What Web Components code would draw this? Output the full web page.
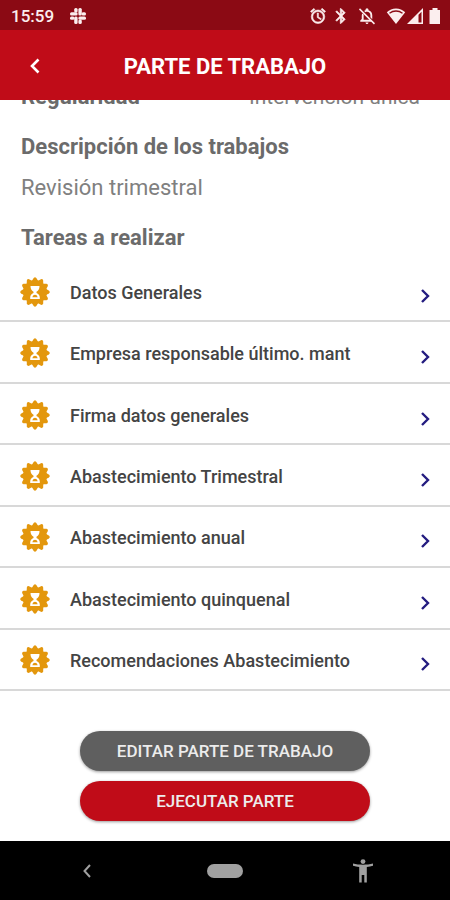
<!DOCTYPE html>
<html lang="es">
<head>
<meta charset="utf-8">
<meta name="viewport" content="width=device-width, initial-scale=1">
<title>Parte de trabajo</title>
<style>
    body{
        margin: 0;
        background: #fff;
        font-family: Roboto, "Liberation Sans", sans-serif;
    }
</style>
</head>
<body>
<work-order-page>
    <status-bar slot="top" time="15:59"></status-bar>
    <title-bar slot="top">PARTE DE TRABAJO</title-bar>
    <detail-info>
        <span slot="label">Regularidad</span>
        <span slot="value">Intervención única</span>
        <span slot="title">Descripción de los trabajos</span>
        <span slot="text">Revisión trimestral</span>
        <span slot="tasks">Tareas a realizar</span>
    </detail-info>
    <task-list>
        <task-item>Datos Generales</task-item>
        <task-item>Empresa responsable último. mant</task-item>
        <task-item>Firma datos generales</task-item>
        <task-item>Abastecimiento Trimestral</task-item>
        <task-item>Abastecimiento anual</task-item>
        <task-item>Abastecimiento quinquenal</task-item>
        <task-item>Recomendaciones Abastecimiento</task-item>
    </task-list>
    <action-group>
        <pill-button>EDITAR PARTE DE TRABAJO</pill-button>
        <pill-button class="primary">EJECUTAR PARTE</pill-button>
    </action-group>
    <system-nav slot="bottom"></system-nav>
</work-order-page>

<script>
class WorkOrderPage extends HTMLElement{
    constructor(){
        super();
        this.shadow = this.attachShadow({mode: 'open'});
    }

    connectedCallback() {
        this.render();
    }

    render(){
        this.shadow.innerHTML =
        `
        <style>
            :host{
                display: flex;
                flex-direction: column;
                min-height: 100vh;
            }
            main{
                display: flex;
                flex: 1;
                flex-direction: column;
                overflow: hidden;
            }
        </style>
        <slot name="top"></slot>
        <main><slot></slot></main>
        <slot name="bottom"></slot>
        `;
    }
}
customElements.define('work-order-page', WorkOrderPage);

class StatusBar extends HTMLElement{
    constructor(){
        super();
        this.shadow = this.attachShadow({mode: 'open'});
    }

    connectedCallback() {
        this.render();
    }

    render(){
        this.shadow.innerHTML =
        `
        <style>
            :host{
                display: flex;
                align-items: center;
                box-sizing: border-box;
                height: 30px;
                padding: 2px 6px 0 11px;
                background: #8b0a14;
                color: #fbeeee;
                font-size: 17px;
                font-weight: 500;
            }
            svg{
                display: block;
                fill: currentColor;
            }
            .slack{
                margin-left: 15px;
            }
            .icons{
                display: flex;
                align-items: center;
                margin-left: auto;
            }
            .bell{
                margin: 0 10px 0 8px;
            }
            .bluetooth{
                margin-left: 5px;
            }
        </style>
        <time>${this.getAttribute('time')}</time>
        <svg class="slack" width="18" height="18" viewBox="0 0 18 18">
            <rect x="5.200" y="1" width="3.400" height="4.500" rx="1.500"/>
            <rect x="9.400" y="1" width="3.400" height="7.600" rx="1.500"/>
            <rect x="12.500" y="5.200" width="4.500" height="3.400" rx="1.500"/>
            <rect x="9.400" y="9.400" width="7.600" height="3.400" rx="1.500"/>
            <rect x="9.400" y="12.500" width="3.400" height="4.500" rx="1.500"/>
            <rect x="5.200" y="9.400" width="3.400" height="7.600" rx="1.500"/>
            <rect x="1" y="9.400" width="4.500" height="3.400" rx="1.500"/>
            <rect x="1" y="5.200" width="7.600" height="3.400" rx="1.500"/>
        </svg>
        <div class="icons">
            <svg width="18" height="18" viewBox="0 0 24 24"><path d="M22 5.700l-4.600-3.900-1.300 1.500 4.600 3.900L22 5.700zM7.900 3.400L6.600 1.900 2 5.700l1.300 1.500 4.600-3.800zM12.500 8H11v6l4.700 2.900.8-1.200-4-2.400V8zM12 4a9 9 0 1 0 0 18 9 9 0 0 0 0-18zm0 16a7 7 0 1 1 0-14 7 7 0 0 1 0 14z" stroke="currentColor" stroke-width=".8"/></svg>
            <svg class="bluetooth" width="18" height="18" viewBox="0 0 24 24"><path d="M17.700 7.700L12 2h-1v7.600L6.400 5 5 6.400l5.600 5.600L5 17.600 6.400 19l4.600-4.600V22h1l5.700-5.700-4.300-4.300 4.300-4.300zM13 5.800l1.900 1.900L13 9.600V5.800zm1.900 10.500L13 18.200v-3.800l1.900 1.900z" stroke="currentColor" stroke-width=".8"/></svg>
            <svg class="bell" width="18" height="18" viewBox="0 0 24 24"><path d="M12 22.500c1.100 0 2-.9 2-2h-4c0 1.100.9 2 2 2zM5.800 8.600C5.300 9.500 5 10.300 5 11.500V16l-2 2v1.500h15.500l-2-2.500H7.500v-5.500c0-.5.100-.9.300-1.300zM16.500 11v2.800l2.500 2.500V11c0-3.300-1.800-5.900-5-6.600V3.500a2 2 0 0 0-4 0v.9c-.7.200-1.300.4-1.800.8l1.700 1.800c.6-.4 1.300-.6 2.100-.6 2.700 0 4.500 2 4.500 4.600z"/><path d="M2 2.500L22 22.500" fill="none" stroke="currentColor" stroke-width="2"/></svg>
            <svg width="20" height="18" viewBox="0 0 20 18"><path d="M10 17L.8 5.200C3.300 3 6.500 1.500 10 1.500s6.700 1.500 9.200 3.700z"/><path d="M3.500 6.300C5.300 4.900 7.600 4 10 4s4.700.9 6.500 2.300" fill="none" stroke="#8b0a14" stroke-width="1.300"/></svg>
            <svg width="18" height="18" viewBox="0 0 18 18"><path d="M17 1v16H1zM15.500 4.800l-3 3v7.700h3z" fill-rule="evenodd"/></svg>
            <svg width="20" height="18" viewBox="0 0 20 18"><path d="M8.500 1h5v2h2.500v14h-10.500V3h3z"/></svg>
        </div>
        `;
    }
}
customElements.define('status-bar', StatusBar);

class TitleBar extends HTMLElement{
    constructor(){
        super();
        this.shadow = this.attachShadow({mode: 'open'});
    }

    connectedCallback() {
        this.render();
    }

    render(){
        this.shadow.innerHTML =
        `
        <style>
            :host{
                display: grid;
                grid-template-columns: 70px 1fr 70px;
                align-items: center;
                height: 70px;
                background: #c00c18;
                color: #fff;
            }
            button{
                display: grid;
                place-items: center;
                height: 70px;
                padding: 2px 0 0;
                border: 0;
                background: none;
                color: inherit;
            }
            h1{
                margin: 4px 0 0;
                font-size: 22px;
                font-weight: 700;
                line-height: 28px;
                text-align: center;
                white-space: nowrap;
            }
        </style>
        <button type="button" aria-label="Volver">
            <svg width="12" height="16" viewBox="0 0 12 16"><path d="M9.500 1.500L3 8l6.500 6.500" fill="none" stroke="currentColor" stroke-width="2.600"/></svg>
        </button>
        <h1><slot></slot></h1>
        `;
    }
}
customElements.define('title-bar', TitleBar);

class DetailInfo extends HTMLElement{
    constructor(){
        super();
        this.shadow = this.attachShadow({mode: 'open'});
    }

    connectedCallback() {
        this.render();
    }

    render(){
        // the first row is scrolled half way under the title bar
        this.shadow.innerHTML =
        `
        <style>
            :host{
                display: block;
                margin-top: -17px;
                padding: 0 30px 9px 21px;
                color: #6b6b6b;
                font-size: 22px;
                line-height: 28px;
            }
            .row{
                display: flex;
                justify-content: space-between;
            }
            h2, .row slot[name="label"]{
                font-weight: 700;
            }
            h2{
                margin: 22px 0 0;
                font-size: inherit;
            }
            p{
                margin: 13px 0 0;
            }
            p, .value{
                color: #808080;
                font-weight: 400;
            }
            .value{
                font-size: 21px;
            }
        </style>
        <div class="row">
            <slot name="label"></slot>
            <div class="value"><slot name="value"></slot></div>
        </div>
        <h2><slot name="title"></slot></h2>
        <p><slot name="text"></slot></p>
        <h2><slot name="tasks"></slot></h2>
        `;
    }
}
customElements.define('detail-info', DetailInfo);

class TaskList extends HTMLElement{
    constructor(){
        super();
        this.shadow = this.attachShadow({mode: 'open'});
    }

    connectedCallback() {
        this.setAttribute('role', 'list');
        this.render();
    }

    render(){
        this.shadow.innerHTML =
        `
        <style>
            :host{
                display: grid;
                flex: 1;
                grid-auto-rows: 1fr;
            }
        </style>
        <slot></slot>
        `;
    }
}
customElements.define('task-list', TaskList);

class TaskItem extends HTMLElement{
    constructor(){
        super();
        this.shadow = this.attachShadow({mode: 'open'});
    }

    connectedCallback() {
        this.setAttribute('role', 'listitem');
        this.render();
    }

    // twelve rounded teeth around the badge
    teeth(){
        let teeth = '';
        for(let i = 0; i < 12; i++){
            teeth += `<path d="M11.200 5L13.700 .9q1.300-1.300 2.600 0L18.800 5z" transform="rotate(${i * 30} 15 15)"/>`;
        }
        return teeth;
    }

    render(){
        this.shadow.innerHTML =
        `
        <style>
            :host{
                display: grid;
                min-height: 56px;
                border-bottom: 2px solid #d8d8d8;
            }
            a{
                display: flex;
                align-items: center;
                gap: 20px;
                padding: 0 18px 0 20px;
                color: #444;
                font-size: 18px;
                font-weight: 500;
                line-height: 24px;
                text-decoration: none;
            }
            span{
                flex: 1;
                padding-top: 4px;
            }
            .badge{
                padding-top: 2px;
            }
            .arrow{
                padding-top: 10px;
            }
        </style>
        <a href="#">
            <svg class="badge" width="30" height="30" viewBox="0 0 30 30">
                <g fill="#e3970d">
                    <circle cx="15" cy="15" r="11.800"/>
                    ${this.teeth()}
                </g>
                <path d="M10.500 9h9c0 3-1 4.300-3 5.800v1.200c2 1 3.300 2.400 3.300 4.500v1.500h-9.600v-1.500c0-2.100 1.300-3.500 3.300-4.500v-1.200c-2-1.500-3-2.800-3-5.800z" fill="#fff"/>
                <path d="M12.300 20.300c.5-1.700 1.500-2.500 2.700-2.500s2.200.8 2.700 2.500z" fill="#e3970d"/>
            </svg>
            <span><slot></slot></span>
            <svg class="arrow" width="12" height="16" viewBox="0 0 12 16"><path d="M2 2l6 6-6 6" fill="none" stroke="#241c80" stroke-width="2.400"/></svg>
        </a>
        `;
    }
}
customElements.define('task-item', TaskItem);

class ActionGroup extends HTMLElement{
    constructor(){
        super();
        this.shadow = this.attachShadow({mode: 'open'});
    }

    connectedCallback() {
        this.render();
    }

    render(){
        this.shadow.innerHTML =
        `
        <style>
            :host{
                display: grid;
                gap: 10px;
                padding: 40px 80px 20px;
            }
        </style>
        <slot></slot>
        `;
    }
}
customElements.define('action-group', ActionGroup);

class PillButton extends HTMLElement{
    constructor(){
        super();
        this.shadow = this.attachShadow({mode: 'open'});
    }

    connectedCallback() {
        this.render();
    }

    render(){
        this.shadow.innerHTML =
        `
        <style>
            :host{
                display: block;
                --fill: #5f5f5f;
            }
            :host(.primary){
                --fill: #c00c18;
            }
            button{
                display: block;
                width: 100%;
                height: 40px;
                padding: 0;
                border: 0;
                border-radius: 20px;
                background: var(--fill);
                box-shadow: 0 1px 3px rgba(0, 0, 0, .4);
                color: #ececec;
                font-family: inherit;
                font-size: 17px;
                font-weight: 500;
                white-space: nowrap;
            }
        </style>
        <button type="button"><slot></slot></button>
        `;
    }
}
customElements.define('pill-button', PillButton);

class SystemNav extends HTMLElement{
    constructor(){
        super();
        this.shadow = this.attachShadow({mode: 'open'});
    }

    connectedCallback() {
        this.render();
    }

    render(){
        this.shadow.innerHTML =
        `
        <style>
            :host{
                display: flex;
                align-items: center;
                justify-content: space-between;
                height: 59px;
                padding: 0 74px;
                background: #000;
                color: #a0a0a0;
            }
            button{
                display: grid;
                place-items: center;
                width: 26px;
                height: 48px;
                padding: 0;
                border: 0;
                background: none;
                color: inherit;
            }
            .home{
                width: 36px;
            }
        </style>
        <button type="button" aria-label="Atrás">
            <svg width="10" height="14" viewBox="0 0 10 14"><path d="M8 1L2.500 7 8 13" fill="none" stroke="currentColor" stroke-width="2"/></svg>
        </button>
        <button class="home" type="button" aria-label="Inicio">
            <svg width="36" height="14" viewBox="0 0 36 14"><rect width="36" height="14" rx="7" fill="currentColor"/></svg>
        </button>
        <button type="button" aria-label="Accesibilidad">
            <svg width="20" height="24" viewBox="0 0 20 24" fill="currentColor"><circle cx="10" cy="2.600" r="2.400"/><path d="M0 4.500c3 .8 6.500 1.200 10 1.200s7-.4 10-1.200l.3 2.200c-2 .6-4.300 1-6.500 1.200V23.500h-2.500V16h-2.600v7.500H6.200V7.900C4 7.700 1.700 7.300-.3 6.700z"/></svg>
        </button>
        `;
    }
}
customElements.define('system-nav', SystemNav);
</script>
</body>
</html>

• • • • • • •

Leave the pictures out and please restate exactly the lines running from the start of the material through the one with "customElements.define('work-order-page', WorkOrderPage);".

## Written solution
What Web Components code would draw this? Output the full web page.
<!DOCTYPE html>
<html lang="es">
<head>
<meta charset="utf-8">
<meta name="viewport" content="width=device-width, initial-scale=1">
<title>Parte de trabajo</title>
<style>
    body{
        margin: 0;
        background: #fff;
        font-family: Roboto, "Liberation Sans", sans-serif;
    }
</style>
</head>
<body>
<work-order-page>
    <status-bar slot="top" time="15:59"></status-bar>
    <title-bar slot="top">PARTE DE TRABAJO</title-bar>
    <detail-info>
        <span slot="label">Regularidad</span>
        <span slot="value">Intervención única</span>
        <span slot="title">Descripción de los trabajos</span>
        <span slot="text">Revisión trimestral</span>
        <span slot="tasks">Tareas a realizar</span>
    </detail-info>
    <task-list>
        <task-item>Datos Generales</task-item>
        <task-item>Empresa responsable último. mant</task-item>
        <task-item>Firma datos generales</task-item>
        <task-item>Abastecimiento Trimestral</task-item>
        <task-item>Abastecimiento anual</task-item>
        <task-item>Abastecimiento quinquenal</task-item>
        <task-item>Recomendaciones Abastecimiento</task-item>
    </task-list>
    <action-group>
        <pill-button>EDITAR PARTE DE TRABAJO</pill-button>
        <pill-button class="primary">EJECUTAR PARTE</pill-button>
    </action-group>
    <system-nav slot="bottom"></system-nav>
</work-order-page>

<script>
class WorkOrderPage extends HTMLElement{
    constructor(){
        super();
        this.shadow = this.attachShadow({mode: 'open'});
    }

    connectedCallback() {
        this.render();
    }

    render(){
        this.shadow.innerHTML =
        `
        <style>
            :host{
                display: flex;
                flex-direction: column;
                min-height: 100vh;
            }
            main{
                display: flex;
                flex: 1;
                flex-direction: column;
                overflow: hidden;
            }
        </style>
        <slot name="top"></slot>
        <main><slot></slot></main>
        <slot name="bottom"></slot>
        `;
    }
}
customElements.define('work-order-page', WorkOrderPage);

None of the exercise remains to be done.